Untuk menandai pernah singgahnya Sudirman di Goliman, kediaman milik Badal diberikan plakat bertuliskan “Sasana Pangripta Gelar Panglima Besar Jenderal Soedirman”. Sekitar 10 tahun lalu, gedung direnovasi dengan gaya arsitektur joglo khas Jawa. Wajah rumah kini sudah berubah modern, namun kamar tidur Sudirman masih dipertahankan.
“Dari cerita para pendahulu, Pak Dirman datang dengan kondisi sakit-sakitan,” kata Aji Urip Dwi Sanyoto, cicit Badal yang saat ini menghuni rumah singgah tersebut.
Aji menambahkan, benda-benda yang dulu digunakan Sudirman di dalam kamar masih dirawat. Bahkan, tatanan interiornya tak berubah meskipun hampir 76 tahun berlalu. Dipan beralaskan tikar pandan, meja, kursi, serta kendi, tetap di posisi aslinya seperti tahun 1948. Sedangkan cangkir minum sudah pecah, jadi sekarang tinggal kendinya saja.

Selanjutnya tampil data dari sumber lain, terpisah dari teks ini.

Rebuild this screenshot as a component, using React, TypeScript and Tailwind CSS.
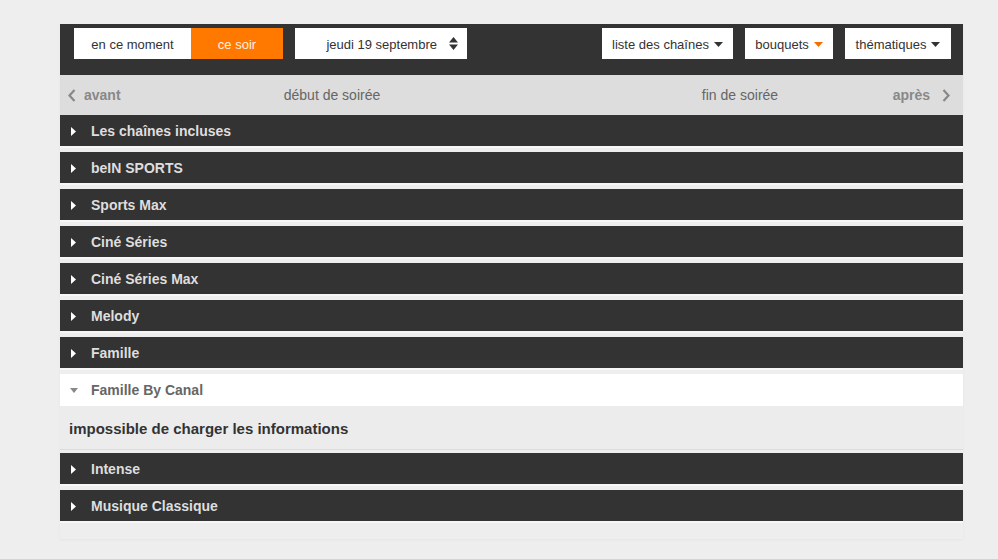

Menurut kisah yang dituturkan keluarga Aji, dulu rumah tersebut ramai dikunjungi orang-orang yang hendak mengenang perjuangan Sudirman. Di antaranya pegiat sejarah, pecinta alam, maupun para tentara. Yang paling sering yaitu anggota TNI, mereka biasanya menginap satu atau dua malam di kediaman Badal.
“Jenderal Sudirman di Goliman sekitar 9 hari. Itu durasi singgah terlama ketika gerilya, biasanya 2-3 hari pindah,” kata Novi Bahrul Munif, anggota Pelestari Sejarah-Budaya Kadhiri (Pasak).
Menurut Novi, kedatangan Sudirman di Kediri pertama kali terdeteksi di sebuah rumah di Jalan MH. Thamrin, Kelurahan Kemasan, Kota Kediri. Perjalanan gerilya kesatuan Tentara Keamanan Rakyat (TKR) dilanjutkan ke barat menuju Gunung Wilis. Rombongan sempat berhenti di Dusun Karangnongko Desa Semen, lalu ke utara menembus hutan hingga ke Goliman.
Ketika sampai di Goliman, Sudirman yang dalam kondisi sakit tetap berpikir keras mengatur taktik perang gerilya. Kondisi geografis desa di lereng Wilis itu lebih tinggi, sehingga membuat pasukan gerilya leluasa memantau pergerakan tentara Belanda.
“Dari Goliman, perjalanan dilanjutkan ke Bajulan, Nganjuk,” ujar Novi.
Jenderal Sudirman meninggalkan Goliman pada 6 Januari 1949. Ketika sudah tiba di Nganjuk, Sudirman meminta Badal menemuinya di Bajulan. Dia diberi sejumlah uang serta selembar jarik, sebagai ucapan terima kasih karena sudah menyediakan tempat istirahat.
Rute perjalanan Sudirman di Kediri ini kemudian diperingati dalam kegiatan bertajuk Kediri-Bajulan. Dusun Goliman yang menjadi persinggahan Sudirman turut dilintasi ribuan peserta napak tilas. Sayangnya, acara itu terakhir digelar pada 2019. Hingga kini, belum ada informasi Kediri-Bajulan digelar kembali.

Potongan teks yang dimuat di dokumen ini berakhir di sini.